_Problem details_:
Go through the lines below and copy each one that holds the string "screenshot".

_Data records_:
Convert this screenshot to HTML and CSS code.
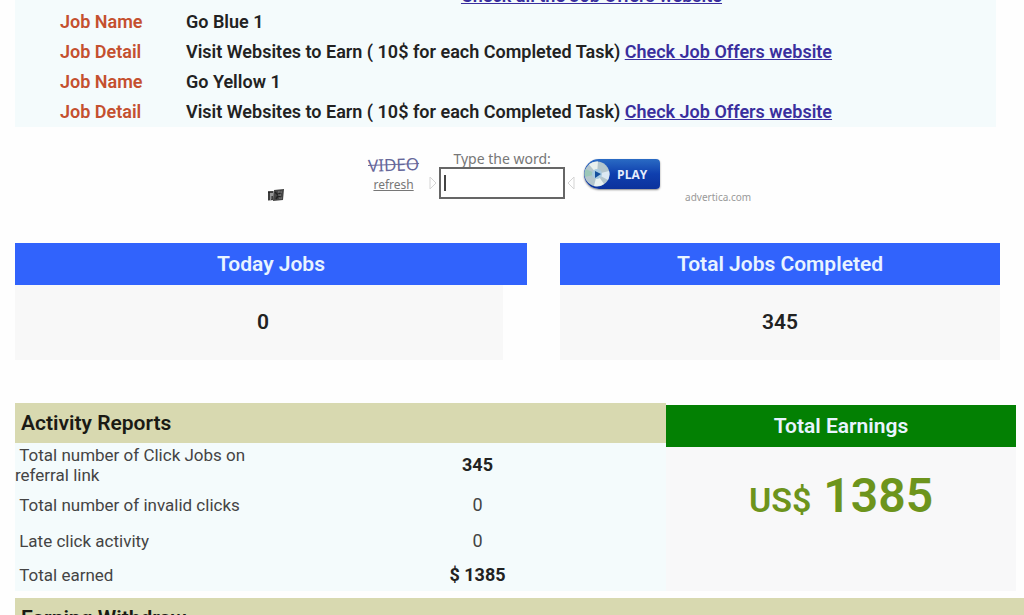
* * *
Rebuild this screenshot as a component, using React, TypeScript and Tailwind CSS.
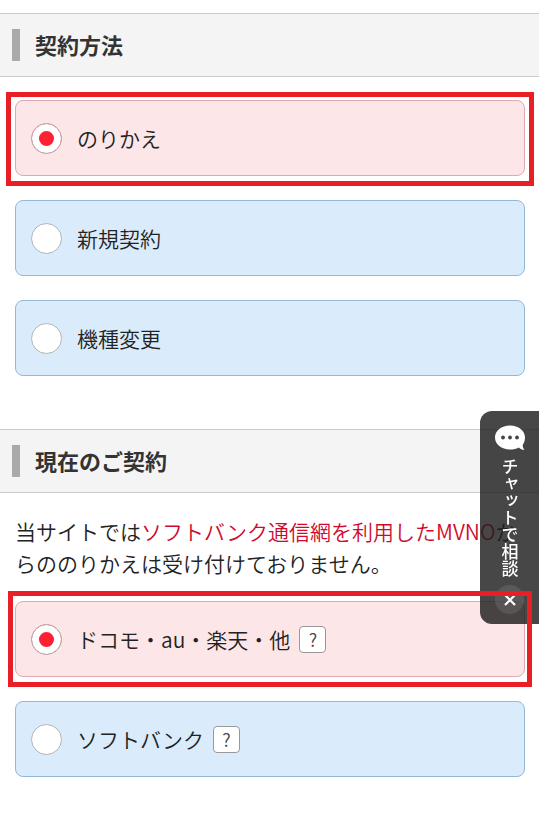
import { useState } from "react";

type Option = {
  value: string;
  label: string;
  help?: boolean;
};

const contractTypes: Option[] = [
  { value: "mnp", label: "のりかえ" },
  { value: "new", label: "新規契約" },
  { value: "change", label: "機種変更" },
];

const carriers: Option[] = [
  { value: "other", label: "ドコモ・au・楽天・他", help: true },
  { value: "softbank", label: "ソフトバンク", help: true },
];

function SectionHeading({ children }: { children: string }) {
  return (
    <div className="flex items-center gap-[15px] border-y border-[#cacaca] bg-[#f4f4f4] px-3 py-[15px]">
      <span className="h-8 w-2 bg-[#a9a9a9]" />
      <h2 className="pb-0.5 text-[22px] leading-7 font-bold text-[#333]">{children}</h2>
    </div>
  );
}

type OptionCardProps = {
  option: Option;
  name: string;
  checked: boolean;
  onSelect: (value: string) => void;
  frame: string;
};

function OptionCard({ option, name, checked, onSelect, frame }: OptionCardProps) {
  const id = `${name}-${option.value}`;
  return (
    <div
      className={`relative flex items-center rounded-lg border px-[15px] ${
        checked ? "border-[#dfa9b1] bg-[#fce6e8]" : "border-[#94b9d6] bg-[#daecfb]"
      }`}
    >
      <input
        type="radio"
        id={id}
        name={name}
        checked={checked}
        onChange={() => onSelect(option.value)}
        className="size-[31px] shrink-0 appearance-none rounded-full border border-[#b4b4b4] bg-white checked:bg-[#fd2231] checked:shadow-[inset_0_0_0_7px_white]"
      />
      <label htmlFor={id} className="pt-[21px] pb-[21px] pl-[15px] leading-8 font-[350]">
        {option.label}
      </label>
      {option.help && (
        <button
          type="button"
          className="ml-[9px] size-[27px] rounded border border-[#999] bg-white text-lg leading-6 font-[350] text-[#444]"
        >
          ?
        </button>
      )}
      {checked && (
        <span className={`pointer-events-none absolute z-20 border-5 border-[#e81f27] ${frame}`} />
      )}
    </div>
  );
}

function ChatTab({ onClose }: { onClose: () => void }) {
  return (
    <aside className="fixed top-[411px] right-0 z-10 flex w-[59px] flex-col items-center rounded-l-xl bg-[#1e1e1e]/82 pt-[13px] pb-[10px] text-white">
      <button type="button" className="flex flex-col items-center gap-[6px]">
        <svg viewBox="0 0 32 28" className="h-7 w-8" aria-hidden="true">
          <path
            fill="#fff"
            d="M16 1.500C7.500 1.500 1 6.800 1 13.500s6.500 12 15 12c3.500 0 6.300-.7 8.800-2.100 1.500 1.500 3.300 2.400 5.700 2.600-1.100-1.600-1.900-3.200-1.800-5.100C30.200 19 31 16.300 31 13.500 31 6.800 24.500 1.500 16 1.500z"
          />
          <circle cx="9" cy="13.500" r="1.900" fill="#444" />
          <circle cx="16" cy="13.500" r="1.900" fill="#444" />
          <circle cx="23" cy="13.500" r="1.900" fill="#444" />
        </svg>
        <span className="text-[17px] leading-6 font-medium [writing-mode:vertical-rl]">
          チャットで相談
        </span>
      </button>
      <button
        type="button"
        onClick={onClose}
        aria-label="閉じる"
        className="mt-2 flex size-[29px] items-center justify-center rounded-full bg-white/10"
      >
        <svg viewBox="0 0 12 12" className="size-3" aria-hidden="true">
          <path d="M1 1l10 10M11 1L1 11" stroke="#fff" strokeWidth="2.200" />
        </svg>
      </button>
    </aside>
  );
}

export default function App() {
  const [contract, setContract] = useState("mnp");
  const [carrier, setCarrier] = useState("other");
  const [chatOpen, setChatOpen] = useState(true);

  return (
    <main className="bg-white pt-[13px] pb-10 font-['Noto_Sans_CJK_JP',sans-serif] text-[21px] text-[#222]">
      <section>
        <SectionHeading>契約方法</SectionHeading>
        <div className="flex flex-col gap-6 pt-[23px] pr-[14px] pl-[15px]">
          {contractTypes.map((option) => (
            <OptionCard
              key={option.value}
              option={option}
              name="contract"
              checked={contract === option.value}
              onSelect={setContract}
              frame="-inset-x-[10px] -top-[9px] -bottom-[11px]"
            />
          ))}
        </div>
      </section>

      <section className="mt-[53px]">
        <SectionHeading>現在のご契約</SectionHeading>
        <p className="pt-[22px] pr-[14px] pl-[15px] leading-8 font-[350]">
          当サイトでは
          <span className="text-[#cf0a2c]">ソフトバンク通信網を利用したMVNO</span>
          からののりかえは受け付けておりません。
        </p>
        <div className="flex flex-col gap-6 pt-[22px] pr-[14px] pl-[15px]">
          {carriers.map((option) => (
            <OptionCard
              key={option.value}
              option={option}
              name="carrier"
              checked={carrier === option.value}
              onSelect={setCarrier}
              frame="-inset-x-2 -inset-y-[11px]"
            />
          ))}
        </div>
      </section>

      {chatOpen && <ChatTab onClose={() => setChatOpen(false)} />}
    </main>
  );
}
==
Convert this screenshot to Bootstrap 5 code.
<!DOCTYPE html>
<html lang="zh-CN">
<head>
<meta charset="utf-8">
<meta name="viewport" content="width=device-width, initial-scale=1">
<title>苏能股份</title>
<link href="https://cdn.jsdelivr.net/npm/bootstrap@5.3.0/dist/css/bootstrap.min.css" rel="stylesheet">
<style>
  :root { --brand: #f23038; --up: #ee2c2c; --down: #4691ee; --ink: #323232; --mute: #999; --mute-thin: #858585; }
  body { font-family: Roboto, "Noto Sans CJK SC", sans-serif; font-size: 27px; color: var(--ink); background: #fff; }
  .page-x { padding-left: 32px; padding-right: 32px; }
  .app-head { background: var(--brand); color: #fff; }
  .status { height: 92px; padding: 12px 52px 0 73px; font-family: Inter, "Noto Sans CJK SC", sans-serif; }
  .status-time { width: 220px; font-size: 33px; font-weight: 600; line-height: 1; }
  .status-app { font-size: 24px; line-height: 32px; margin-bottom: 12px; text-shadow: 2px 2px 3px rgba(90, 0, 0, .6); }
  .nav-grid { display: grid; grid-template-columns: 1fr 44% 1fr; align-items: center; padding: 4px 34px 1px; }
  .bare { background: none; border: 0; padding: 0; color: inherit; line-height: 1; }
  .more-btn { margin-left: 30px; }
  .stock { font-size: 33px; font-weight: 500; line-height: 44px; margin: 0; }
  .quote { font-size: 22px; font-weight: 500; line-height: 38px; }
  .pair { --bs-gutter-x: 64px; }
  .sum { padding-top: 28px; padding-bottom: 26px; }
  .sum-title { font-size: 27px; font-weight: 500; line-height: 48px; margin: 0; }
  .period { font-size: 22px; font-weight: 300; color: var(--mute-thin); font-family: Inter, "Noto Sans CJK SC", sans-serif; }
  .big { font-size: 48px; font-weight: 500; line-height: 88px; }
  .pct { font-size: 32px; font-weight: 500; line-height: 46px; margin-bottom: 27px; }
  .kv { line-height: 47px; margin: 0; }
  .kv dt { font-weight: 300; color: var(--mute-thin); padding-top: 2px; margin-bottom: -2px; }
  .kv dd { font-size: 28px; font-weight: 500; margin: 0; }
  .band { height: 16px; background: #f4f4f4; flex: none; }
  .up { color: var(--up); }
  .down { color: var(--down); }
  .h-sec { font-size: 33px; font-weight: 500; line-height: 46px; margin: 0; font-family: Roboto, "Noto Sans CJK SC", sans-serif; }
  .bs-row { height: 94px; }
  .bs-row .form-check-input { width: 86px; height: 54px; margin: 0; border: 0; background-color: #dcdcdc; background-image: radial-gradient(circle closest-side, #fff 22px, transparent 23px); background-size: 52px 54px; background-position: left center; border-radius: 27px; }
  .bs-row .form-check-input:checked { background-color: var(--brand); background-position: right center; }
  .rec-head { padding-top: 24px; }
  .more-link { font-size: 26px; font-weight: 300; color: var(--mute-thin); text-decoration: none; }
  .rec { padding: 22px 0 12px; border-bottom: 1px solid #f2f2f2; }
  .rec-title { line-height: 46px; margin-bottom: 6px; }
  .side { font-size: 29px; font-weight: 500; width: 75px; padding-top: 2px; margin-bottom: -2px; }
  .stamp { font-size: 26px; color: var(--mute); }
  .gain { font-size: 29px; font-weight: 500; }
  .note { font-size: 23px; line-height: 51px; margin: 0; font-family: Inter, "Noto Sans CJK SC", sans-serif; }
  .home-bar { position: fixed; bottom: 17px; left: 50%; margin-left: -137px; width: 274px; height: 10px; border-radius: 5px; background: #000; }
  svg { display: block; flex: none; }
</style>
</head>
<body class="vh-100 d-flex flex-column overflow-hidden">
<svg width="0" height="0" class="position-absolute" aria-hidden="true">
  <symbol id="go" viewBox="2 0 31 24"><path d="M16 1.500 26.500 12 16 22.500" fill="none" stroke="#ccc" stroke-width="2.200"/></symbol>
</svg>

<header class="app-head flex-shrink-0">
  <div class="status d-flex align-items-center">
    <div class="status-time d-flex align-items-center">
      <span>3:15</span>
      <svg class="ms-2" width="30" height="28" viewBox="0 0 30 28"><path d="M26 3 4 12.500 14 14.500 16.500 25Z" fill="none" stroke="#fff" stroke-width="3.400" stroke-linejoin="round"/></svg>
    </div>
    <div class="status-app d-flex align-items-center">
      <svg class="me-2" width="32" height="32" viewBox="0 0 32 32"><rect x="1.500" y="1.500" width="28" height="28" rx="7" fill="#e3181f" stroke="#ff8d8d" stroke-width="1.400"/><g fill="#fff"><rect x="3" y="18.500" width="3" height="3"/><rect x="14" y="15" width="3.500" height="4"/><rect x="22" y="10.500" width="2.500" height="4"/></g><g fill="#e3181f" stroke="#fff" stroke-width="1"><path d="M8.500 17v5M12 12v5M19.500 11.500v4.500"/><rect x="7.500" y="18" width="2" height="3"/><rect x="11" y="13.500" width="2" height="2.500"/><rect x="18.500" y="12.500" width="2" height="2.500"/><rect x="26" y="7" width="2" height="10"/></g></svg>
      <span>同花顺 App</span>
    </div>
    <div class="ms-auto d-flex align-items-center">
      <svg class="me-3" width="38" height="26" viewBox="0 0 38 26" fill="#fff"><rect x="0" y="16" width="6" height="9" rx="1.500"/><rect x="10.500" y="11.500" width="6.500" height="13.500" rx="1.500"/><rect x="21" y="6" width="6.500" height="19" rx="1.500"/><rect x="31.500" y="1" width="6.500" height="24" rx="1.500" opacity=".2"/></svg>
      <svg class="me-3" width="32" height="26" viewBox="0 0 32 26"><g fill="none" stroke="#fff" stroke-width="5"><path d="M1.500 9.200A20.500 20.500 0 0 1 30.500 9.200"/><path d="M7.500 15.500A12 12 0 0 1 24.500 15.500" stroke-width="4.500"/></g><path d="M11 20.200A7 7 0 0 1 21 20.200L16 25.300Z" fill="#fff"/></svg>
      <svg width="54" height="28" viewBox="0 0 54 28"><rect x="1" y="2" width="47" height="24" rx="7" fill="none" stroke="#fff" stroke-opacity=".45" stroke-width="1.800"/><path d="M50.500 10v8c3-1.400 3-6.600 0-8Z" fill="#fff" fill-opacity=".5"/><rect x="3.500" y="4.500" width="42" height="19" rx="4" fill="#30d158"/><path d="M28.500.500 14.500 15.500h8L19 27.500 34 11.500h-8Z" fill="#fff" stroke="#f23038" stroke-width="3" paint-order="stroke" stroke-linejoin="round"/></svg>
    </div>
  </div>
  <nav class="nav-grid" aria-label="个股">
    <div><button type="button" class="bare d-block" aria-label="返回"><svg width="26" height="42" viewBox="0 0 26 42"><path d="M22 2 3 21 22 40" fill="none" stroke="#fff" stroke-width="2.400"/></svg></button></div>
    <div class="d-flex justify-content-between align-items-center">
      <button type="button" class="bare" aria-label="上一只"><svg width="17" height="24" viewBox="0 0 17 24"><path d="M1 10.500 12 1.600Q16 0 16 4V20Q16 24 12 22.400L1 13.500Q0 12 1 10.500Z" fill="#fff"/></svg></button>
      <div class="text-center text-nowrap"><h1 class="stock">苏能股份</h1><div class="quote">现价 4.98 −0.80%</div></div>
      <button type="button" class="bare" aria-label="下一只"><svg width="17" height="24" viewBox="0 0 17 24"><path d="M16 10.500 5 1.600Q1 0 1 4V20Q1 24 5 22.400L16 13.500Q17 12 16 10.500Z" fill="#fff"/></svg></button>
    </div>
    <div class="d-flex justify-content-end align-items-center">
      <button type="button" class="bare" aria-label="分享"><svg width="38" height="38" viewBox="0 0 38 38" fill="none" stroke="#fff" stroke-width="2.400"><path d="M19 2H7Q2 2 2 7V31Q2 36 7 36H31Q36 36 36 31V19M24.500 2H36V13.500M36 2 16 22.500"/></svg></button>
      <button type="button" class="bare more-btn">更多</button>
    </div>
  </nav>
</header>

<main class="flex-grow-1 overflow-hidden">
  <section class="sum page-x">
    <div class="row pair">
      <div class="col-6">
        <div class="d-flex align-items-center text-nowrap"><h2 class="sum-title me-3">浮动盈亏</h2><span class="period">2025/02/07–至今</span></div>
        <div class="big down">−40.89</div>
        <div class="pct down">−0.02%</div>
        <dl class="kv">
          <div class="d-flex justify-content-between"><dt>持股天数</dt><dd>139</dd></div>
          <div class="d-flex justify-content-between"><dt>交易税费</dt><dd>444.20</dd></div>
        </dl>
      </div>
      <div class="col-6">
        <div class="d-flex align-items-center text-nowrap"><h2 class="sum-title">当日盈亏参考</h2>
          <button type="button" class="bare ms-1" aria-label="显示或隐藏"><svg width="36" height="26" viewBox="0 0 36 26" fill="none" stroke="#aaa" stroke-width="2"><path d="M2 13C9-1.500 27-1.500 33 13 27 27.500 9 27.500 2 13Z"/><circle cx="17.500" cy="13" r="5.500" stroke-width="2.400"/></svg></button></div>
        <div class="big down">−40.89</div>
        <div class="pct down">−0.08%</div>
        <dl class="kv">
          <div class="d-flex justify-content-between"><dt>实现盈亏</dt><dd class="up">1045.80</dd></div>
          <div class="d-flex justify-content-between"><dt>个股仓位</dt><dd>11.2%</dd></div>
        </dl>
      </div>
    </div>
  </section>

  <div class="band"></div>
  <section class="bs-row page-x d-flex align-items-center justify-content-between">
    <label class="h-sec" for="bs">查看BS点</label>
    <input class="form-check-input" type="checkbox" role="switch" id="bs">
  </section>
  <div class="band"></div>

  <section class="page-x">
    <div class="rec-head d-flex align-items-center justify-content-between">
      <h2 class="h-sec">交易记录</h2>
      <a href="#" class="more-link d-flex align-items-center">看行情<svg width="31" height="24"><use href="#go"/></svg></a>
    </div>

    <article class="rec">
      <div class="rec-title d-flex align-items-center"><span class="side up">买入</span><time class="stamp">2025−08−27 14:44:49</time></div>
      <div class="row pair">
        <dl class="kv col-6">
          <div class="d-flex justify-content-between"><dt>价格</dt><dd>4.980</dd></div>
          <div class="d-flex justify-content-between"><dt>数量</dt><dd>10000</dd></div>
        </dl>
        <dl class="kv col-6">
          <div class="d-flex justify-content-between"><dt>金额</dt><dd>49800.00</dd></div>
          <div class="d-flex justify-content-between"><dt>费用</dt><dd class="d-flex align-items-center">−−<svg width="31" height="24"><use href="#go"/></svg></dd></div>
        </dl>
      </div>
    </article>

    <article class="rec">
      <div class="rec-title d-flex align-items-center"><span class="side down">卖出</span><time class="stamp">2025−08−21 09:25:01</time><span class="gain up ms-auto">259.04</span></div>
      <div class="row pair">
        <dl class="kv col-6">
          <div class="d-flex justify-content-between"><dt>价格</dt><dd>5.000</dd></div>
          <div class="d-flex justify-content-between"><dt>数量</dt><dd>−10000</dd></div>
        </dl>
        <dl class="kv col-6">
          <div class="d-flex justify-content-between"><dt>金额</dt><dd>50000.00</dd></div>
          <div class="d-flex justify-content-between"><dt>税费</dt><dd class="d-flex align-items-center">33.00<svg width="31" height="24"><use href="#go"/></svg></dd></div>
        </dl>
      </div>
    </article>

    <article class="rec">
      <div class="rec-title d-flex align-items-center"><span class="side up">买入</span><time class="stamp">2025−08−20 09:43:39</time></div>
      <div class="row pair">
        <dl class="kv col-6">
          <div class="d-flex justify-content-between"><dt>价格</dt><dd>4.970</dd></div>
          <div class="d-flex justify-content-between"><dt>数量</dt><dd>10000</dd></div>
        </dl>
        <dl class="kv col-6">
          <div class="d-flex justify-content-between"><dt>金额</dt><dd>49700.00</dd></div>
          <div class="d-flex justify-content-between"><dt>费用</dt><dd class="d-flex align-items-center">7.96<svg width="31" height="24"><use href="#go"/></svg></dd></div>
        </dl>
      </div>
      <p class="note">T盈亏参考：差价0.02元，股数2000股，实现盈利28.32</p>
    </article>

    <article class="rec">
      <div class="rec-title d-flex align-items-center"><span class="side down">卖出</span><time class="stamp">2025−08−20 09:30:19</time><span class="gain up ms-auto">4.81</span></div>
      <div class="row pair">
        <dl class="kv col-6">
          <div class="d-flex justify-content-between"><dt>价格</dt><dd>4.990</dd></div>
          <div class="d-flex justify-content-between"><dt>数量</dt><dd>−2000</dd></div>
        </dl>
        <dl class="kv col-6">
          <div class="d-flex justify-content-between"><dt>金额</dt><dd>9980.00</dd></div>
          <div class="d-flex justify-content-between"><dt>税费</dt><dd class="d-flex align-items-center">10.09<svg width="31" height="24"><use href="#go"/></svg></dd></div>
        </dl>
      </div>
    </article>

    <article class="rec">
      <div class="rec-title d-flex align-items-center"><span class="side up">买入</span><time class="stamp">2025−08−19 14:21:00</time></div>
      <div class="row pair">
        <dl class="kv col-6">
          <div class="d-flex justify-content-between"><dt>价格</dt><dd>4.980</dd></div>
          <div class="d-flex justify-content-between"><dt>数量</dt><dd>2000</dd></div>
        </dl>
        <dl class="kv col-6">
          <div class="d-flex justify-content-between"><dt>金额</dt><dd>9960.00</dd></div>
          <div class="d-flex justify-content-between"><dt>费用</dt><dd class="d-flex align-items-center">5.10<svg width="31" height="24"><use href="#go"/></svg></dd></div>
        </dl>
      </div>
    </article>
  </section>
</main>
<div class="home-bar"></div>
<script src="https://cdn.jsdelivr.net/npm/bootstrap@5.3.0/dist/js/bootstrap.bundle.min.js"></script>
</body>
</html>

_Solution for this problem_:
Convert this screenshot to HTML and CSS code.
Rebuild this screenshot as a component, using React, TypeScript and Tailwind CSS.
Convert this screenshot to Bootstrap 5 code.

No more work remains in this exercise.